俺が大型二輪免許を取得してまで購入した1台だから、今後も末永く付き合おうと思っている。
オマケ:俺が新型カタナに乗る理由
俺が新型カタナに惚れて大型二輪免許を取得したのは過去記事や自己紹介に書いている通りなんだけど、そもそもなんで新型カタナなの?という話を書いておこう。
俺が新型カタナを選んだのは、遠い昔憧れたバイクの血を引く存在だからである。
遠い昔、憧れたバイク
遠い昔、俺の祖父が3型カタナ(通称:パカタナ)に乗っていた。
当時の俺は子供心に「カッコいい!将来はコイツに乗りたい!」と感じていたわけである。
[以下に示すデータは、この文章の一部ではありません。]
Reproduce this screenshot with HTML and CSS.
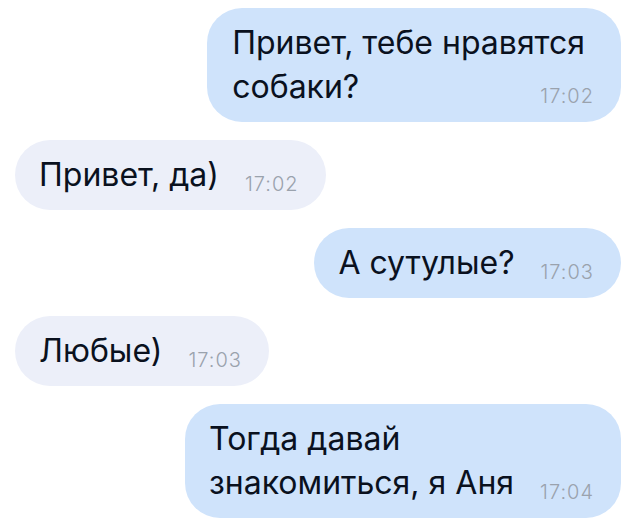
FILE: index.html
```html
<!DOCTYPE html>
<html>

<head>
    <meta charset="UTF-8">
    <title>Чат</title>
    <link rel="stylesheet" href="styles.css">
</head>

<body>
    <!-- Переписка -->
    <div class="chat">
        <div class="msg out">
            <div class="bubble wide">Привет, тебе нравятся<br>собаки?<span class="time">17:02</span></div>
        </div>
        <div class="msg in">
            <div class="bubble">Привет, да)<span class="time">17:02</span></div>
        </div>
        <div class="msg out">
            <div class="bubble">А сутулые?<span class="time">17:03</span></div>
        </div>
        <div class="msg in">
            <div class="bubble">Любые)<span class="time">17:03</span></div>
        </div>
        <div class="msg out">
            <div class="bubble">Тогда давай<br>знакомиться, я Аня<span class="time">17:04</span></div>
        </div>
    </div>
</body>

</html>
```
FILE: styles.css
```css
* {
    box-sizing: border-box;
}

body {
    margin: 0;
    background-color: #ffffff;
    font-family: Inter, "Noto Sans", sans-serif;
    color: #0a111e;
}

.chat {
    display: flex;
    flex-direction: column;
    gap: 18px;
    padding: 8px 7px 0 15px;
}

.msg {
    display: flex;
}

.msg.out {
    justify-content: flex-end;
}

.msg.in {
    justify-content: flex-start;
}

.bubble {
    padding: 13px 27px 13px 24px;
    border-radius: 35px;
    font-size: 32px;
    line-height: 44px;
    white-space: nowrap;
}

.bubble.wide {
    padding-left: 25px;
    padding-right: 36px;
}

.msg.out .bubble {
    background-color: #cfe3fb;
}

.msg.in .bubble {
    background-color: #eceff9;
}

.time {
    float: right;
    margin-top: 19px;
    margin-left: 26px;
    font-size: 20px;
    font-weight: 300;
    line-height: 24px;
    letter-spacing: 1px;
    color: #9aa2ad;
}

.bubble.wide .time {
    margin-right: -9px;
}
```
まあ、その頃は初代カタナ自体を知らなかったし・・・。
初代ではなく3型が好きというのは恐らく少数派だと思うが、俺にとって初めてのカタナは3型だ。
時は流れて、現代
新型カタナが発売された頃は経済的理由でバイクを手放していたから、バイク情報を追いかける余裕がなかった。
ミニマリストとして生活してなんとかバイク界に戻り、それから少し経過してようやく新型カタナの存在を知るに至ったのである。
憧れのあのバイクの正当なる後継機であるこの新型カタナこそ、俺が現代で大型バイクデビューを飾るのにピッタリな1台だと考えて契約したというわけだ。
新型カタナは異端児?
カタナの歴史は長い。1980年・・・俺が生まれる10年前に起こった『ケルンの衝撃』は、バイク界の中でも有名な話である。
そして歴史が長いものにはコアなファンがつきもので、新型カタナに乗っていると、「これはカタナじゃない」などと心の無い言葉を掛けられることもある。
けれどこの新型カタナをどう捉えるかは本人の勝手で、俺にとっては『憧れのバイクの後継機』でしかない。他人の考えなど俺にとってはどうでもいい。
異端児と呼びたいなら勝手に呼べばいい、俺にとってはこれが現代のカタナなんだと。常にそう思って乗り続けている。
もし新型カタナに乗っている人、あるいはこれから乗りたい人がこれを読んでいるなら、「周りの意見など毛ほども気にする必要はない」と言いたい。